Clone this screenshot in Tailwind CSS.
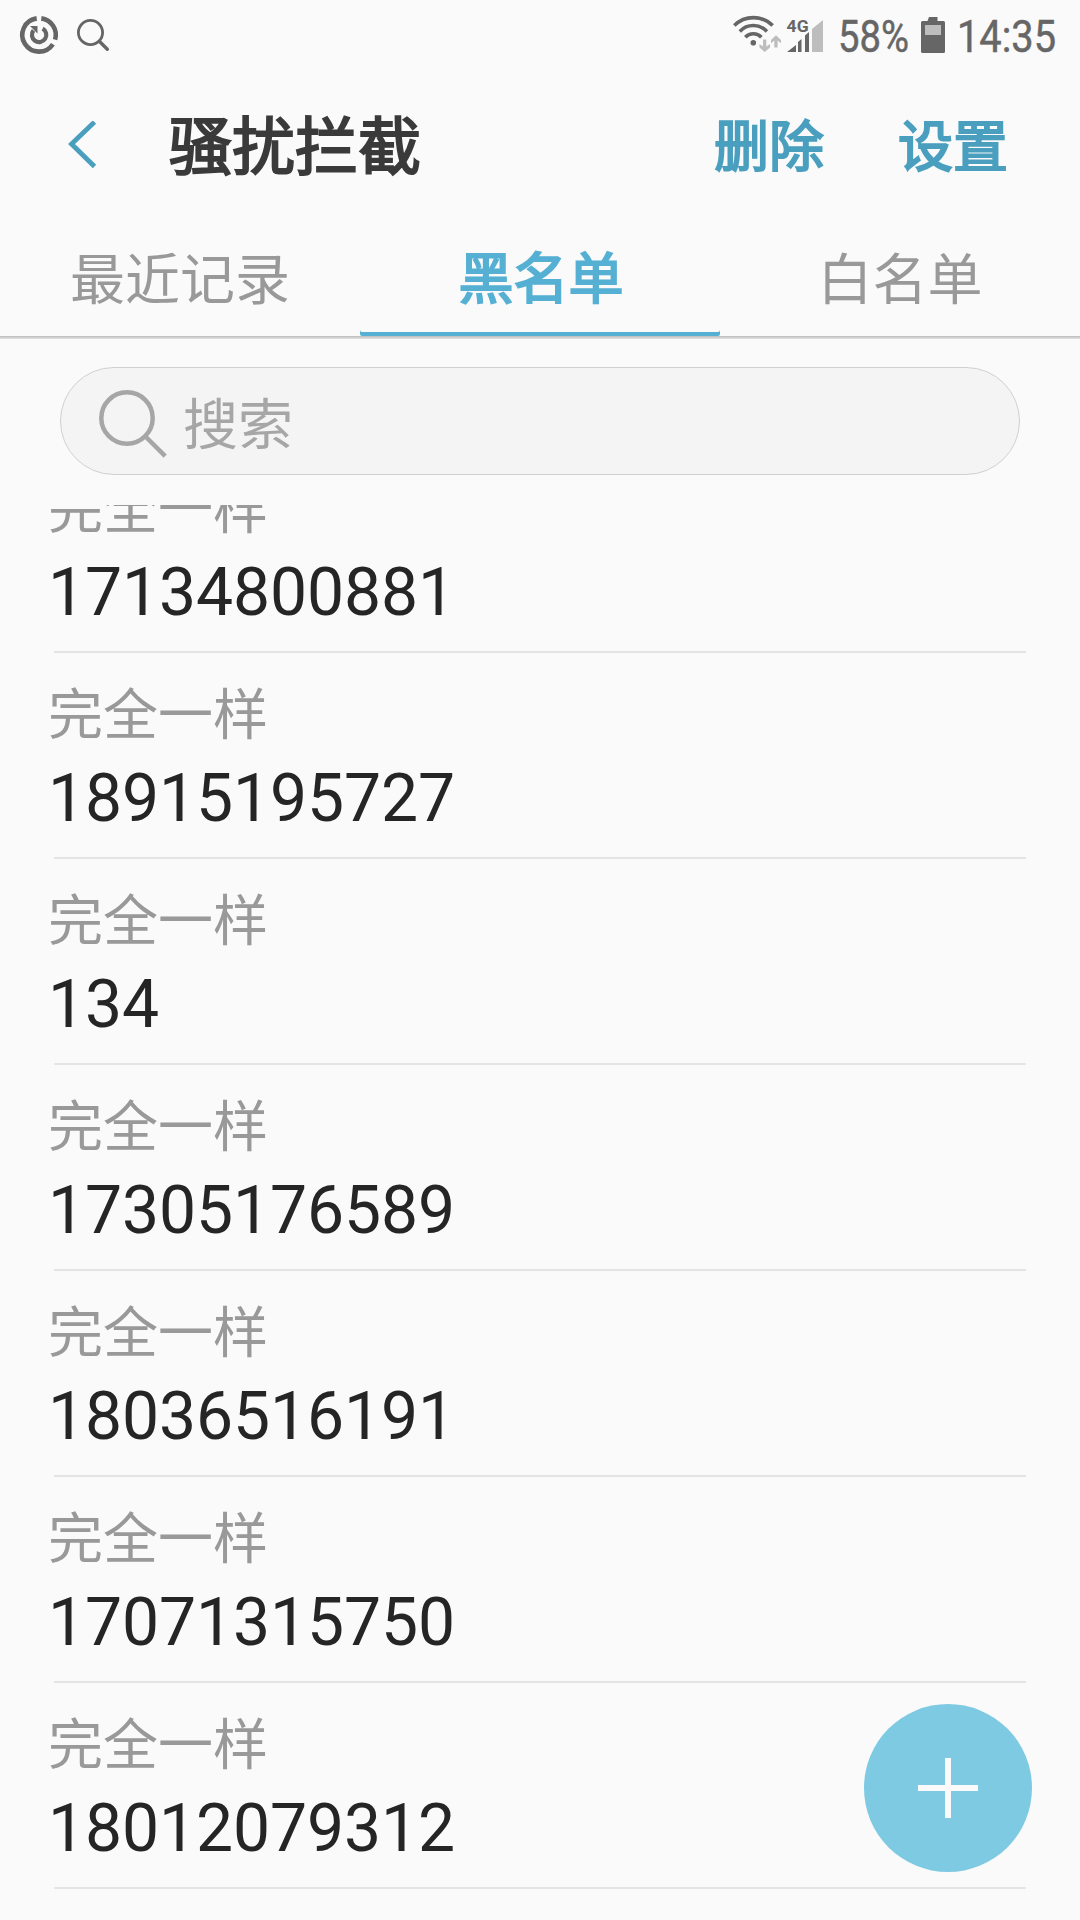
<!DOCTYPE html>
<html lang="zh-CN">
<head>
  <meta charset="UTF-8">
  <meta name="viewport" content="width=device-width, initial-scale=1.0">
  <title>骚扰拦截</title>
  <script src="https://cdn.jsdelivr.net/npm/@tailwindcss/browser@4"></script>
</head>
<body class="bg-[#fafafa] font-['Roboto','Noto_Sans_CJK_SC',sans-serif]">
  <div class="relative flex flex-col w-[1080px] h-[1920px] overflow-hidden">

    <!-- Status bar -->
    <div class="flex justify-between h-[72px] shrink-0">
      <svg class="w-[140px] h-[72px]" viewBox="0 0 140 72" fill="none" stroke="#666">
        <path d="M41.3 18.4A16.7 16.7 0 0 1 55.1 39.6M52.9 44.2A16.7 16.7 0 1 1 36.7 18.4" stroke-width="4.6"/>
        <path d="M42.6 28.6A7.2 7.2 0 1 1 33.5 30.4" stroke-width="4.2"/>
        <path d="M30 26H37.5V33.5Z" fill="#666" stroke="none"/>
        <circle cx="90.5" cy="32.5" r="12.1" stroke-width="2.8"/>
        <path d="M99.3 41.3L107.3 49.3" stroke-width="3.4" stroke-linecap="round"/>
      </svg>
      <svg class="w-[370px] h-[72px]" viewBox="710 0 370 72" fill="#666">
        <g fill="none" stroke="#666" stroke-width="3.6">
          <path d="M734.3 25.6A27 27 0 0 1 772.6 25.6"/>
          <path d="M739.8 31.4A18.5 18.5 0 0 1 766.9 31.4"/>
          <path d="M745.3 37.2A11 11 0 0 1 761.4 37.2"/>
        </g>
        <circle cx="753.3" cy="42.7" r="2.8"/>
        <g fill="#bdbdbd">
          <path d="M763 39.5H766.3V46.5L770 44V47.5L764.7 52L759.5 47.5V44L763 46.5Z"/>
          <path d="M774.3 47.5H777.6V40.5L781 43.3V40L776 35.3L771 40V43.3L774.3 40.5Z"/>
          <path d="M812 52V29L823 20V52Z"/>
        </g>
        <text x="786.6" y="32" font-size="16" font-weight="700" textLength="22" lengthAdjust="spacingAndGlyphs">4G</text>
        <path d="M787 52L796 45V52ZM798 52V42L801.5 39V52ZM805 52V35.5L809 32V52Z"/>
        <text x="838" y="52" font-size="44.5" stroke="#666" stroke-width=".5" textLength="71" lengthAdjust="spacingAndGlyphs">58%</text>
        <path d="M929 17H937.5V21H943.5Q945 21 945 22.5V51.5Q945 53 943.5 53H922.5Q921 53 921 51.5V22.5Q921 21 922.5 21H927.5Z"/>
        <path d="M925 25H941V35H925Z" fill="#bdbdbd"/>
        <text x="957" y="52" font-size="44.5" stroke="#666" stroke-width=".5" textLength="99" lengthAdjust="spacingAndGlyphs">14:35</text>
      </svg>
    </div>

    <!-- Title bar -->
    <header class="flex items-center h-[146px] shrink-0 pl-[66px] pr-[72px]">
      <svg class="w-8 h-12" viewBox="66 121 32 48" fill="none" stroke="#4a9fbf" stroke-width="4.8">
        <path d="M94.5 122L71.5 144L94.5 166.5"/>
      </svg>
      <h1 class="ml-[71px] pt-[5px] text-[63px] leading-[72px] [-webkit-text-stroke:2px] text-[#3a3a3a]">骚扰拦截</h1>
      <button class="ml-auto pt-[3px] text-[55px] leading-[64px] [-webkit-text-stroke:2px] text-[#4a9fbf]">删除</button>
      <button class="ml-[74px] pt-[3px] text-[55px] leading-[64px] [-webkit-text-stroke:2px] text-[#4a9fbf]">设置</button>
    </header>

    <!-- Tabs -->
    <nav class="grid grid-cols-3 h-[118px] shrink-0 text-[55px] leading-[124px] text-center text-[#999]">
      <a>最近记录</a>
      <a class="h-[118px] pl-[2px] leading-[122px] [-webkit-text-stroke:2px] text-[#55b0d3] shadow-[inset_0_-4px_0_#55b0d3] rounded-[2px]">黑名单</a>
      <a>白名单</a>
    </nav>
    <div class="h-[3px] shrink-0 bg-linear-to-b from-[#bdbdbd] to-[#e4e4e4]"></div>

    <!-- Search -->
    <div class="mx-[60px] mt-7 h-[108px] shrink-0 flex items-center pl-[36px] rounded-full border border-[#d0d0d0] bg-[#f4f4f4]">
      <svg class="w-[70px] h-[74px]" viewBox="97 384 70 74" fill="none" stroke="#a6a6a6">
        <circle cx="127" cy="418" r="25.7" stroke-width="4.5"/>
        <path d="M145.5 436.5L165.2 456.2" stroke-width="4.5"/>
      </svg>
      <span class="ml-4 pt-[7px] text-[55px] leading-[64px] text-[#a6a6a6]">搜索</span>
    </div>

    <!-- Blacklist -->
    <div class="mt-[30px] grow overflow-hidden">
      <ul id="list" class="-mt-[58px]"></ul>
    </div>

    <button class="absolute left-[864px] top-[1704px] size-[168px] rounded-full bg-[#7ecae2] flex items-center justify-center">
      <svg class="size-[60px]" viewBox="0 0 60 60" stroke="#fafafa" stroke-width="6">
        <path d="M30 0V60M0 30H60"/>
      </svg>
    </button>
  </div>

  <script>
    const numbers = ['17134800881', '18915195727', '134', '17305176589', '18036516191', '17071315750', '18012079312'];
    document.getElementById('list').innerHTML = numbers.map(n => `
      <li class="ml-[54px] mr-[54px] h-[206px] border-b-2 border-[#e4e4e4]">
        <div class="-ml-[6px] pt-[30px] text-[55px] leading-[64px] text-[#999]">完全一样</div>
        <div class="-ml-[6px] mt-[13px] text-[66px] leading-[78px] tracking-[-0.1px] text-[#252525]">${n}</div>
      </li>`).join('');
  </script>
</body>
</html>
————
Copy nothing but the lines from the top of the data down to the line containing "flex flex-col w-[1080px]", and leave the pictures out.

Clone this screenshot in Tailwind CSS.
<!DOCTYPE html>
<html lang="zh-CN">
<head>
  <meta charset="UTF-8">
  <meta name="viewport" content="width=device-width, initial-scale=1.0">
  <title>骚扰拦截</title>
  <script src="https://cdn.jsdelivr.net/npm/@tailwindcss/browser@4"></script>
</head>
<body class="bg-[#fafafa] font-['Roboto','Noto_Sans_CJK_SC',sans-serif]">
  <div class="relative flex flex-col w-[1080px] h-[1920px] overflow-hidden">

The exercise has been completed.